Our intent is to make this not only a "capstone" class for our second year grad students and seniors but also to make it a bridging class where analysts clearly cross-over from being "students" to being "professionals"; from doing "homework" to a world where real people are depending on them. To be honest, this process begins much earlier but the Strategic class gives me an opportunity to beat them over the head with the reality of it all.

The students not only do this project in 10 weeks, they do it while taking, usually, a full load of classes. Typically, they work in small groups (the group that put together this product had only five analysts in it). The students start pretty close to scratch with respect to subject matter expertise and they don't have the time or resources to travel to gain additional information. We work exclusively with open sources. The focus is also on applying the structured methods (or variations of them) that the students have learned in classes over the years.

This product has quite a bit to look at depending on your interests. Once you have had a chance to check out the home page, I would use the navigation bar to take a look at the Terms of Reference in order to get a better idea what Bill asked the students to do for him. If you are interested in the bottomline, up front answers to the questions he asked regarding non-state actors you should go to the Key Findings. If you are interested in a particular country, you can find a list of all of the countries they studied on the Countries page.

If you are interested in how the students arrived at their estimates, you should click on the Process and Methodology link in the navigation pane. The analysts on this project actually used three different methods, including one they invented (See the image below for a graphic representation of the method), to "triangulate" their analytic findings. Bill, a very strong methods person himself, had a keen interest in the thinking behind the process which is why there is also a link to the analyst's journals in the navigation pane.

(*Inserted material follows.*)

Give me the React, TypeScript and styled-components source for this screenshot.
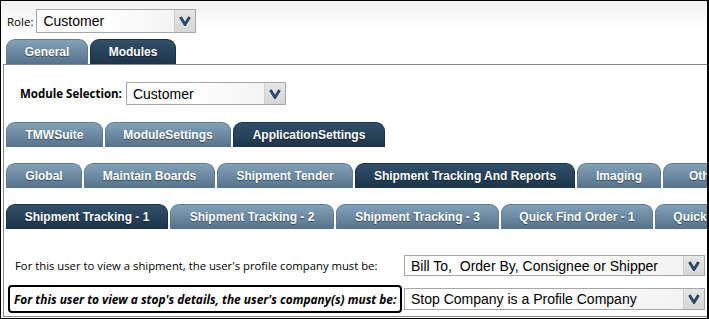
import React from "react";
import styled, { createGlobalStyle } from "styled-components";

const GlobalStyle = createGlobalStyle`
  html, body {
    margin: 0;
    padding: 0;
    overflow: hidden;
    background: #fff;
  }
`;

const Chevron = () => (
  <svg width="12" height="10" viewBox="0 0 12 10">
    <polyline
      points="1.4,1 6,8.4 10.6,1"
      fill="none"
      stroke="#2b4764"
      strokeWidth="2.9"
      strokeLinejoin="miter"
    />
  </svg>
);

const Select = ({ value, width, height }: { value: string; width: number; height: number }) => (
  <SelectBox $width={width} $height={height}>
    <SelectValue>{value}</SelectValue>
    <SelectButton>
      <Chevron />
    </SelectButton>
  </SelectBox>
);

type TabDef = { label: string; width: number; active?: boolean };

const TabStrip = ({ tabs }: { tabs: TabDef[] }) => (
  <TabRow>
    {tabs.map((t) => (
      <Tab key={t.label} $width={t.width} $active={!!t.active}>
        {t.label}
      </Tab>
    ))}
  </TabRow>
);

const topTabs: TabDef[] = [
  { label: "General", width: 82 },
  { label: "Modules", width: 86, active: true },
];

const moduleTabs: TabDef[] = [
  { label: "TMWSuite", width: 97 },
  { label: "ModuleSettings", width: 126 },
  { label: "ApplicationSettings", width: 152, active: true },
];

const appTabs: TabDef[] = [
  { label: "Global", width: 76 },
  { label: "Maintain Boards", width: 131 },
  { label: "Shipment Tender", width: 136 },
  { label: "Shipment Tracking And Reports", width: 220, active: true },
  { label: "Imaging", width: 84 },
  { label: "Other", width: 84 },
];

const trackingTabs: TabDef[] = [
  { label: "Shipment Tracking - 1", width: 162, active: true },
  { label: "Shipment Tracking - 2", width: 164 },
  { label: "Shipment Tracking - 3", width: 163 },
  { label: "Quick Find Order - 1", width: 152 },
  { label: "Quick Find Order - 2", width: 152 },
];

export default function App() {
  return (
    <>
      <GlobalStyle />
      <Frame>
        <RoleRow>
          <Label>Role:</Label>
          <Select value="Customer" width={160} height={24} />
        </RoleRow>
        <TopTabs>
          <TabStrip tabs={topTabs} />
        </TopTabs>
        <Panel>
          <ModuleRow>
            <BoldLabel>Module Selection:</BoldLabel>
            <Select value="Customer" width={160} height={23} />
          </ModuleRow>
          <TabStrip tabs={moduleTabs} />
          <TabStrip tabs={appTabs} />
          <TabStrip tabs={trackingTabs} />
          <Form>
            <FieldLabel>For this user to view a shipment, the user's profile company must be:</FieldLabel>
            <Select value="Bill To,  Order By, Consignee or Shipper" width={301} height={21} />
            <FieldLabel $highlight>
              For this user to view a stop's details, the user's company(s) must be:
            </FieldLabel>
            <Select value="Stop Company is a Profile Company" width={301} height={22} />
          </Form>
        </Panel>
      </Frame>
    </>
  );
}

const Frame = styled.div`
  width: 709px;
  height: 319px;
  box-sizing: border-box;
  border: 1px solid #000;
  border-right-width: 2px;
  background: linear-gradient(#f2f2f2 0px, #ffffff 28px);
  display: flex;
  flex-direction: column;
  overflow: hidden;
`;

const RoleRow = styled.div`
  display: flex;
  align-items: center;
  gap: 3px;
  padding: 8px 0 0 6px;
`;

const Label = styled.span`
  font-family: "Open Sans", "Noto Sans", sans-serif;
  font-size: 11.5px;
  color: #000;
`;

const BoldLabel = styled(Label)`
  font-weight: bold;
  font-size: 11.5px;
`;

const SelectBox = styled.div<{ $width: number; $height: number }>`
  width: ${(p) => p.$width}px;
  height: ${(p) => p.$height}px;
  box-sizing: border-box;
  border: 1px solid #a7a7a7;
  background: linear-gradient(90deg, #ffffff 40%, #f1f1f1 100%);
  display: flex;
  align-items: stretch;
  flex-shrink: 0;
`;

const SelectValue = styled.div`
  flex: 1;
  display: flex;
  align-items: center;
  padding-left: 6px;
  font-family: "Liberation Sans", Arial, sans-serif;
  font-size: 14px;
  color: #000;
  white-space: pre;
  overflow: hidden;
`;

const SelectButton = styled.div`
  width: 20px;
  display: flex;
  align-items: center;
  justify-content: center;
  border-left: 1px solid #d0d0d0;
  background: linear-gradient(#e6e6e6, #d6d6d6);
`;

const TopTabs = styled.div`
  padding: 6px 0 0 5px;
`;

const TabRow = styled.div`
  display: flex;
  gap: 2px;
`;

const Tab = styled.div<{ $width: number; $active: boolean }>`
  width: ${(p) => p.$width}px;
  height: 25px;
  flex-shrink: 0;
  box-sizing: border-box;
  display: flex;
  align-items: center;
  justify-content: center;
  border-radius: 9px 9px 0 0;
  border: 1px solid ${(p) => (p.$active ? "#1b3044" : "#5f7b92")};
  border-bottom: none;
  background: ${(p) =>
    p.$active
      ? "linear-gradient(#31506a, #1d3449)"
      : "linear-gradient(#82a2ba, #55728a)"};
  color: #fff;
  font-family: "Liberation Sans", Arial, sans-serif;
  font-size: 12px;
  font-weight: bold;
  text-shadow: 0 1px 1px rgba(0, 0, 0, 0.45);
  white-space: nowrap;
  overflow: hidden;
`;

const Panel = styled.div`
  flex: 1;
  margin: 0 0 1px 2px;
  border: 1px solid #8a8a8a;
  border-right: none;
  background: #fff;
  padding: 0 0 0 2px;
  display: flex;
  flex-direction: column;
  gap: 16px;
  overflow: hidden;
`;

const ModuleRow = styled.div`
  display: flex;
  align-items: center;
  gap: 4px;
  padding: 17px 0 0 14px;
  margin-bottom: 1px;
`;

const Form = styled.div`
  display: grid;
  grid-template-columns: 394px 301px;
  column-gap: 2px;
  row-gap: 9px;
  align-items: center;
  padding: 10px 0 0 2px;
`;

const FieldLabel = styled.div<{ $highlight?: boolean }>`
  height: ${(p) => (p.$highlight ? "28px" : "auto")};
  box-sizing: border-box;
  display: flex;
  align-items: center;
  padding-left: ${(p) => (p.$highlight ? "4px" : "7px")};
  border: ${(p) => (p.$highlight ? "2px solid #000" : "none")};
  border-radius: 4px;
  font-family: "Open Sans", "Noto Sans", sans-serif;
  font-size: ${(p) => (p.$highlight ? "11.9px" : "11.3px")};
  font-weight: ${(p) => (p.$highlight ? "bold" : "normal")};
  font-style: ${(p) => (p.$highlight ? "italic" : "normal")};
  color: #000;
  white-space: nowrap;
`;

Wikis can be deceiving in their depth. It always looks like it is just one page. This wiki, though, has 186 wiki pages (each, when printed out, would give multiple pages of text) with some 488 embedded files, maps and images. Quantity does not equal quality, of course, but the reactions, so far, from a variety of reviewers have been very positive, giving me confidence that it is worth taking the time to examine.

Given the wealth of information here, it is also easy to overlook the value that the wiki-based collaborative interface added to the analytic process. I have supervised over a dozen wiki-based analytic projects in the last year and have come to really like wikis as tools not only for collaboration but also for the collection, analysis and actual production of intelligence. One of the real benefits of the way we use wikis in these projects is that we can go from intel requirement to intel product all in a single collaborative space.

(Note: I will be presenting a paper at the ISA conference later this month on my findings with regard to using wikis for estimative products (and as distinct from fundamentally descriptive products such as Wikipedia). I will be serializing some of my findings here beginning next week).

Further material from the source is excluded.